Inflammatory Mediators of Cardiac and Other End Organ Dysfunction During Venoarterial Extra-corporeal Membrane Oxygenation

UMMS: Paul Tang, MD, PhD
PKUHSC: Feng Wan, MD

Cardiovascular disease is the leading cause of death in the world. The use of extracorporeal membrane oxygenation (ECMO) for the treatment of cardiopulmonary collapse has risen exponentially. Data show that 86,287 cases of extracorporeal membrane oxygenation were performed in 2017. Of these 10,982 cases were performed for cardiogenic shock. Thus, the complications and morbidities of ECMO has an enormous impact on resource utilization as well as patient outcomes. A major complication that impairs patient survival is the impairment of end organ function associated with ECMO-induced inflammation. Furthermore, this inflammation can impact myocardial recovery and predict right heart failure after bridge of ECMO to a left ventricular assist device (LVAD). Right ventricular failure after LVAD implant is also a predictor of prolonged hospitalization as well as increased patient morbidity and mortality. Our objective is to determine the association of ECMO mediated inflammation with end organ dysfunction including impairment of myocardial function.

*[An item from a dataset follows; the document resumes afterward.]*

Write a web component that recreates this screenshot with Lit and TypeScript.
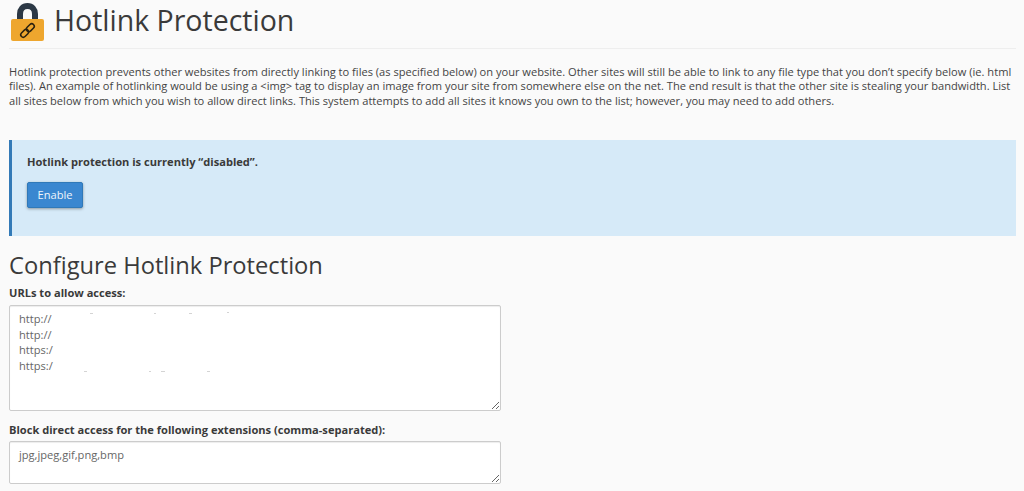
import { LitElement, html, svg, css } from "lit";
import { customElement } from "lit/decorators.js";

const SPECKS: [number, number, number][] = [
  [39, 8, 3], [103, 8, 2], [138, 8, 3], [176, 7, 2],
  [33, 66, 3], [98, 66, 2], [110, 66, 4], [156, 66, 3],
];

@customElement("app-root")
export class AppRoot extends LitElement {
  static styles = css`
    :host { display: block; height: 491px; overflow: hidden; background: #fafafa; color: #444; font-family: "Open Sans", sans-serif; font-size: 11.1px; line-height: 14.3px; }
    .page { padding: 0 8px 0 9px; display: flex; flex-direction: column; }
    .head { display: flex; align-items: flex-start; gap: 10px; padding: 2px 0 0 2px; height: 49px; box-sizing: border-box; border-bottom: 1px solid #eee; }
    .head svg { flex: none; }
    h1 { margin: 0; font-weight: 400; font-size: 28.5px; line-height: 36px; color: #3a3a3a; }
    p { margin: 16px 0 0; }
    .alert { margin-top: 32px; height: 96px; box-sizing: border-box; border-left: 3px solid #337ab7; background: #d6eaf8; padding: 15px 15px; }
    .alert strong { display: block; font-weight: 700; color: #3a3a3a; }
    button { display: block; margin-top: 13px; width: 56px; height: 26px; padding: 0 0 2px; border: 1px solid #3079b8; border-radius: 2px; background: #3a87d0; color: #eef5fb; font: 400 11.1px "Open Sans", sans-serif; box-shadow: 0 1px 3px rgba(0,0,0,.35); }
    h2 { margin: 14px 0 0; font-weight: 400; font-size: 23.7px; line-height: 30px; color: #3a3a3a; }
    label { display: block; font-weight: 700; margin-top: 5px; line-height: 16px; color: #3a3a3a; }
    textarea { display: block; box-sizing: border-box; width: 492px; margin: 4px 0 0; padding: 5px 9px; border: 1px solid #ccc; border-radius: 2px; background: #fff; color: #666; font: 400 11.1px/15.8px "Open Sans", sans-serif; box-shadow: inset 0 1px 1px rgba(0,0,0,.075); outline: none; }
    .urls { height: 106px; }
    .ext { height: 43px; margin-top: 3px; }
    .second { margin-top: 11px; }
    .field { position: relative; }
    .specks { position: absolute; left: 42px; top: 4px; width: 180px; height: 76px; pointer-events: none; }
  `;
  render() {
    return html`<div class="page">
      <div class="head">
        <svg width="33" height="39" viewBox="0 0 33 39" aria-hidden="true">
          <path d="M9 18V12C9 7.500 12 4 16.500 4S24 7.500 24 12V18" fill="none" stroke="#2c3845" stroke-width="6"/>
          <rect x="0" y="17" width="33" height="22" rx="2" fill="#eea62e"/>
          <g fill="none" stroke="#2a2110" stroke-width="1.500" transform="rotate(-45 16.500 28.500)">
            <rect x="8" y="26" width="9" height="5" rx="2.500"/>
            <rect x="16" y="26" width="9" height="5" rx="2.500"/>
          </g>
        </svg>
        <h1>Hotlink Protection</h1>
      </div>
      <p>Hotlink protection prevents other websites from directly linking to files (as specified below) on your website. Other sites will still be able to link to any file type that you don’t specify below (ie. html files). An example of hotlinking would be using a &lt;img&gt; tag to display an image from your site from somewhere else on the net. The end result is that the other site is stealing your bandwidth. List all sites below from which you wish to allow direct links. This system attempts to add all sites it knows you own to the list; however, you may need to add others.</p>
      <div class="alert">
        <strong>Hotlink protection is currently “disabled”.</strong>
        <button>Enable</button>
      </div>
      <h2>Configure Hotlink Protection</h2>
      <label>URLs to allow access:</label>
      <div class="field">
        <textarea class="urls">http://
http://
https:/
https:/</textarea>
        <svg class="specks" viewBox="0 0 180 76" aria-hidden="true">
          ${SPECKS.map(([x, y, w]) => svg`<rect x=${x} y=${y} width=${w} height="1" fill="#d4d4d4"/>`)}
        </svg>
      </div>
      <label class="second">Block direct access for the following extensions (comma-separated):</label>
      <textarea class="ext">jpg,jpeg,gif,png,bmp</textarea>
    </div>`;
  }
}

Distinct from previous studies, this investigation will focus on patients undergoing venoarterial ECMO for cardiogenic shock either in the setting of acute cardiac decompensation or failure to wean from cardiopulmonary bypass after cardiac surgery.

 

Identification and Establishment of Novel Pathogenic Genes Involved in Intellectual Disability/ Developmental Delay with Hypomyelinating Leukodystrophy in China

UMMS: Margit Burmeister, PhD
PKUHSC: Jimgmin Wang, PhD

Intellectual disability/development delay (ID/DD) is a common group of neurodevelopmental disorders characterized by substantial limitations in both intellectual functioning and adaptive behavior, starting before the age of 18 years with a prevalence of 1%~3%. Genetics is known to have an important role in etiology of ID/DD. Discerning the precise genetic causes for specific ID/DD patients will inform prognosis, management and therapy, enables access to disorder-specific support groups, and facilitates family planning. Specific knowledge of the genetic basis of disease may in some cases also lead to direct therapeutic interventions. Trio-based whole exome sequencing (WES) has become the best option to identify genetic causes of ID/DD. Although rare variants in more of >700 different genes have now been shown to be associated with ID/DD, many disease-causing genes still remain to be discovered. Building on prior collaborations, we aim to identify and further study genetic causes of ID/DD&HLD patients. Establishing neuronal cell lines for promising candidate gene variants will provide a cellar platform for pathogenesis studies and in-vitro drug screens.

 

Systematic Investigation of the Microbiome-host Interactions in H. pylori-associated Gastric Cancer Patients

UMMS: Yongqun He, PhD
PKUHSC: Jianmin Wu

Gastric cancer is the fifth most prevalent malignancy and the third leading cause of cancer death worldwide. Almost a half of new cases of gastric cancer occurred in China, where it is the second leading cause of cancer death. The strongest risk factor for gastric cancer is chronic Helicobacter pylori infection. People with H. pylori infection have a roughly six-fold greater risk of developing gastric cancer than uninfected people. However, not all people infected with H. pylori will develop gastric cancer, suggesting more factors and mechanisms involved in gastric carcinogenesis. We hypothesize that complex interactions between host genetic susceptible factors, H. pylori, and other gut microbes influence the host molecular and cellular activities, leading to the development of gastric cancer. Our study will identify candidate synergistic factors with H. pylori in gastric carcinogenesis, with ex vivo verification using organoid models. This systematic study will identify candidate synergistic factors with H. pylori in gastric carcinogenesis and provide proof-of-concept ex vivo experimental verification using organoid models, leading to further understanding of gastric carcinogenesis.